Arriviamo al tema dell’aggiornamento. Questo è un virus che ha modificato l’approccio terapeutico negli ospedali, e oggi sembra non ci sia nemmeno il tempo di confrontarsi e aggiornarsi sulle tempistiche. Lei che ne pensa? Come vi state muovendo?

Da una parte, possiamo dire che il migliore aggiornamento i medici lo abbiano fatto sul campo. E questo è stato riconosciuto anche dal Parlamento, che ha esentato i professionisti sanitari dall’obbligo Ecm per quest’anno.

Dall’altra parte, la Fnomceo ha continuato ad aggiornare i suoi iscritti, proponendo diversi corsi sul Covid. Il primo in assoluto, primo anche in Italia, fu quello proposto da Roberto Stella, responsabile della formazione e scomparso proprio per il Covid l’11 marzo scorso. Tale corso è stato anche oggetto di un articolo sul Bmj, il British Medical Journal.

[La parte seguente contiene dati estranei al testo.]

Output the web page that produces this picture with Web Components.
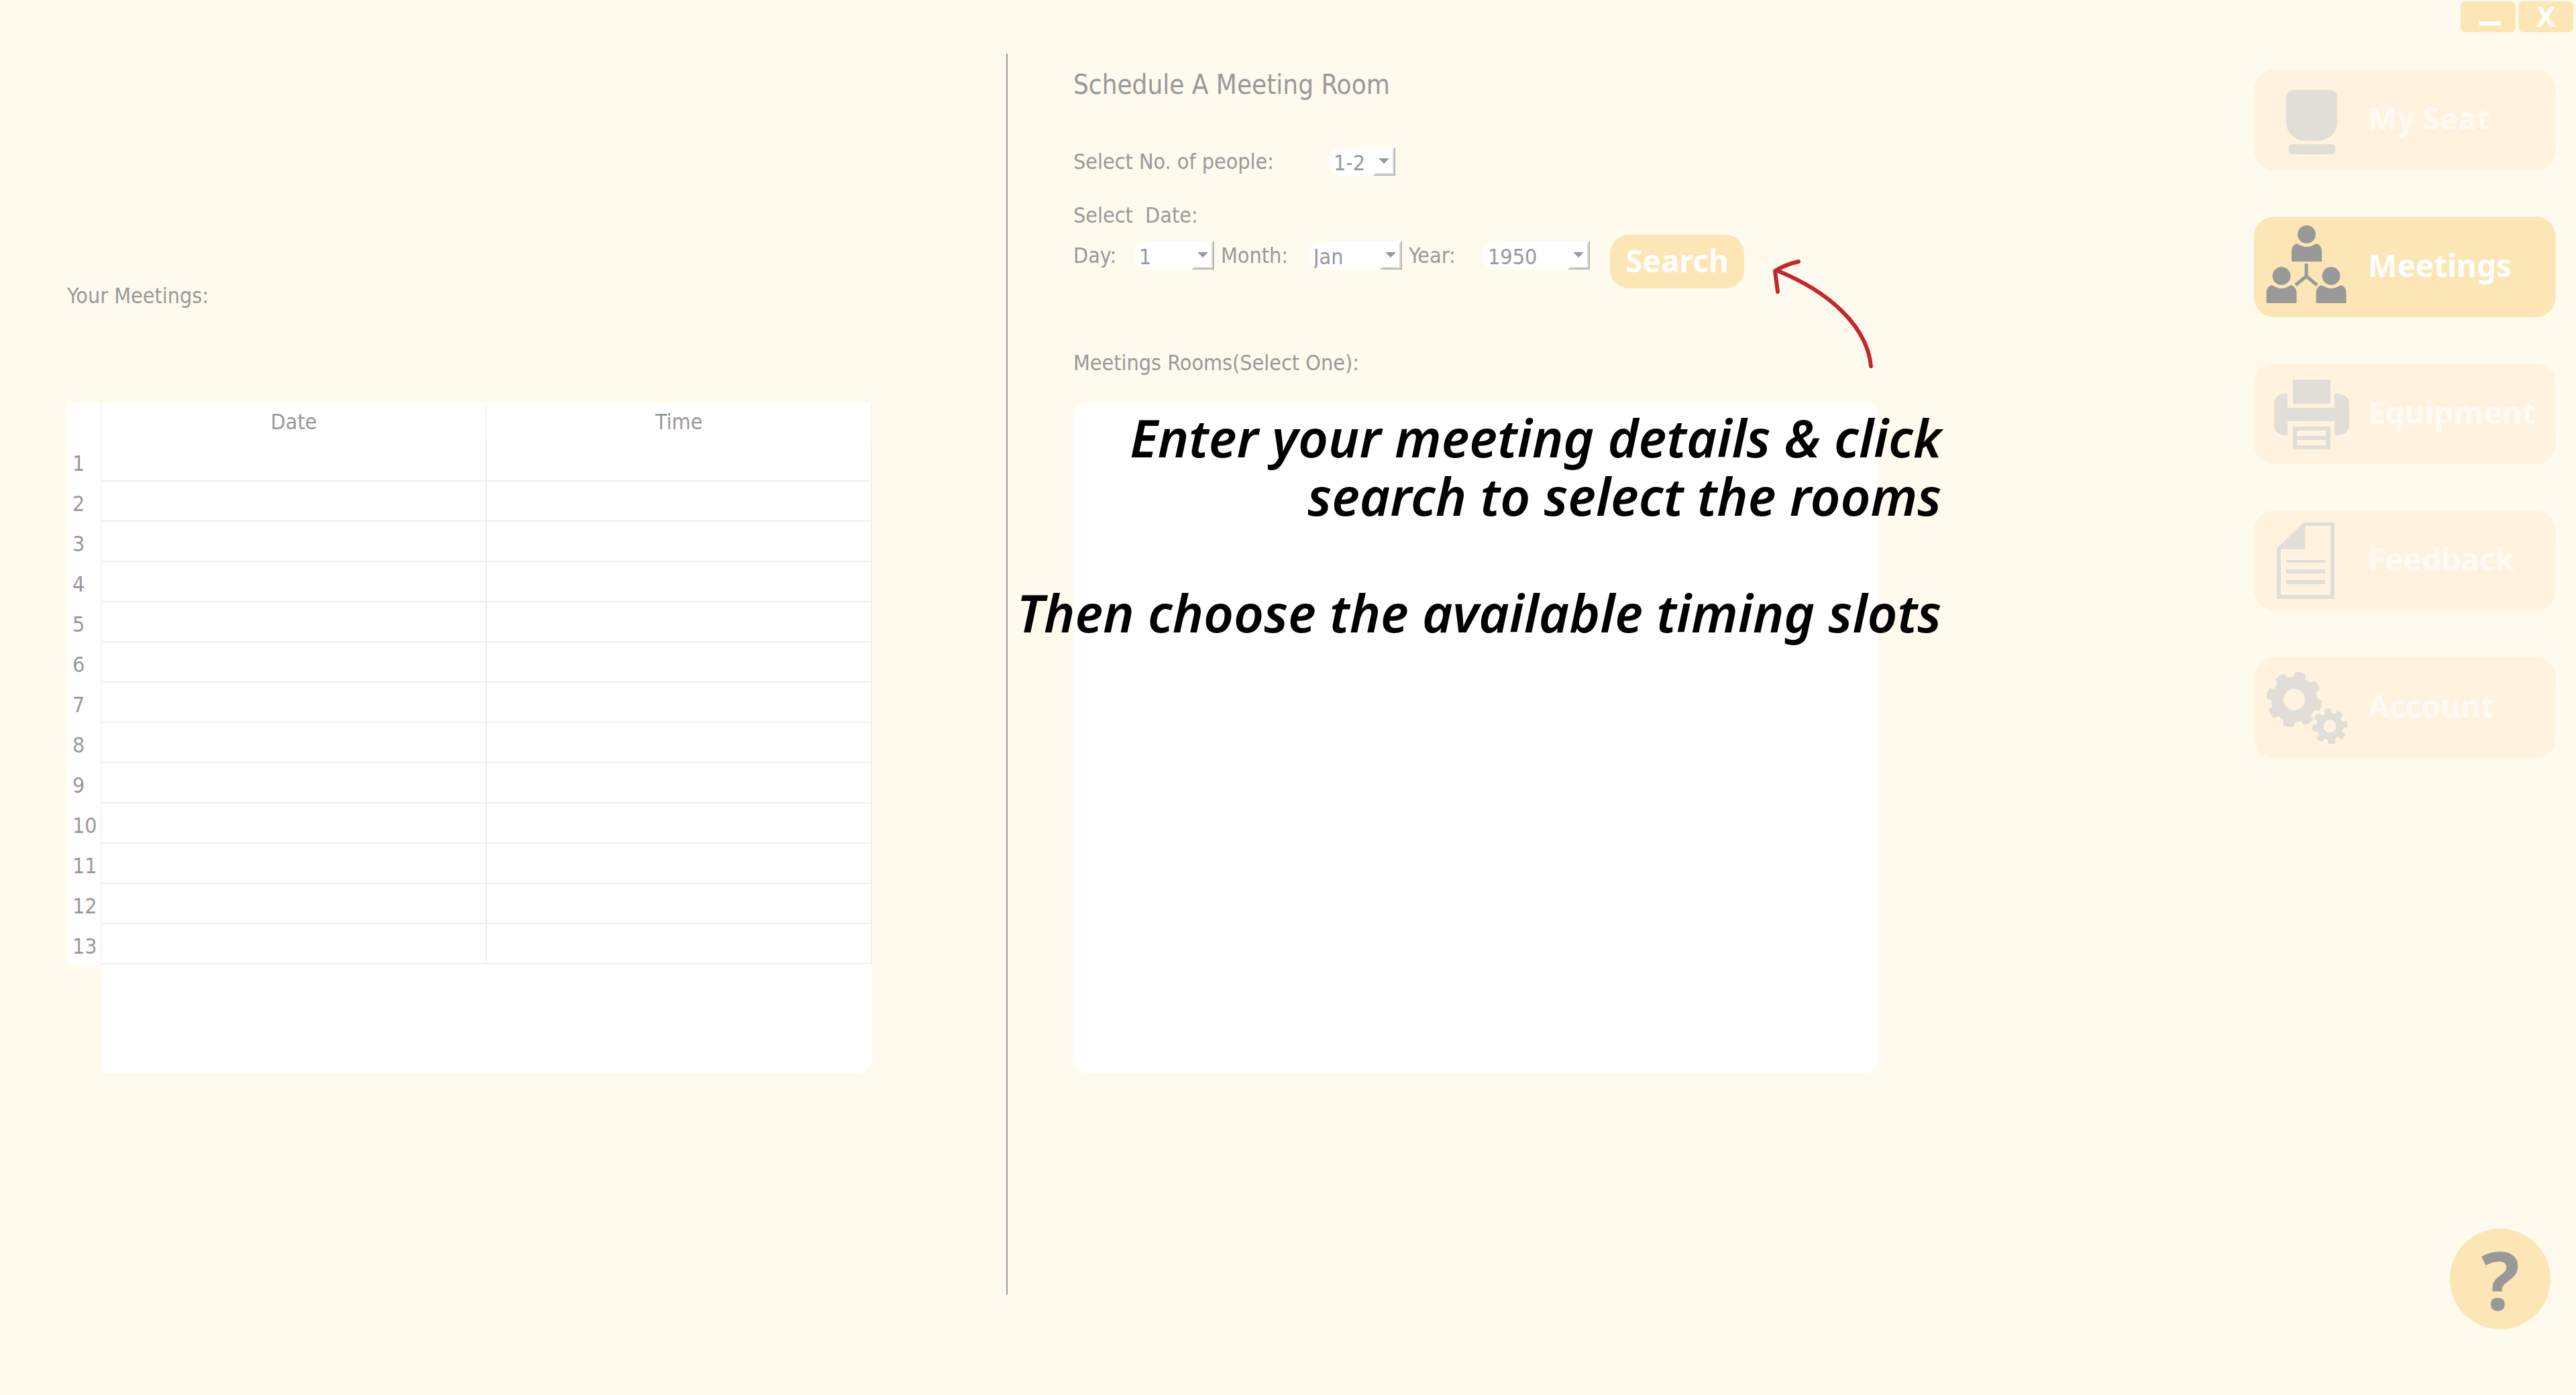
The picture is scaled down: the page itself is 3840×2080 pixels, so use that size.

Altro punto è l’esistenza di medici che appoggiano le tesi negazioniste e che minano il lavoro di chi è in prima linea. Come si comporta l’Ordine? E lei personalmente che cosa prova quando si trova davanti un medico negazionista?

Grande amarezza: dopo tutto quello che abbiamo passato, è inconcepibile che ancora ci sia chi nega l’esistenza del virus, dell’epidemia. E se a farlo è un medico è doppiamente grave. Verso questi colleghi, ove si ravvisino comportamenti contrari alla deontologia, stanno intervenendo gli Ordini territoriali, che sono competenti e autonomi per l’azione disciplinare. La Fnomceo, da parte sua, cerca di trasmettere un’informazione trasparente corretta e aggiornata sulle evidenze che via via emergono anche ai cittadini, con il portale ‘Dottore, ma è vero che?

Diverso è il caso delle controversie tra scienziati, che, dall’alveo scientifico, si sono trasferite sulla ribalta mediatica. Tutti hanno la loro parte di ragione, ma nella scienza un’opinione, un’intuizione diventa un’evidenza solo dopo le necessarie sperimentazioni. Se il dibattito tra pari è utile e costruttivo, facendo nascere nuove idee, l’eccessiva spettacolarizzazione rischia di disorientare il cittadino, rendendolo meno consapevole quando deve fare scelte che riguardano la sua salute. L’invito a tutti i colleghi è quindi quello di abbassare i toni, riportando il dibattito nei suoi naturali confini.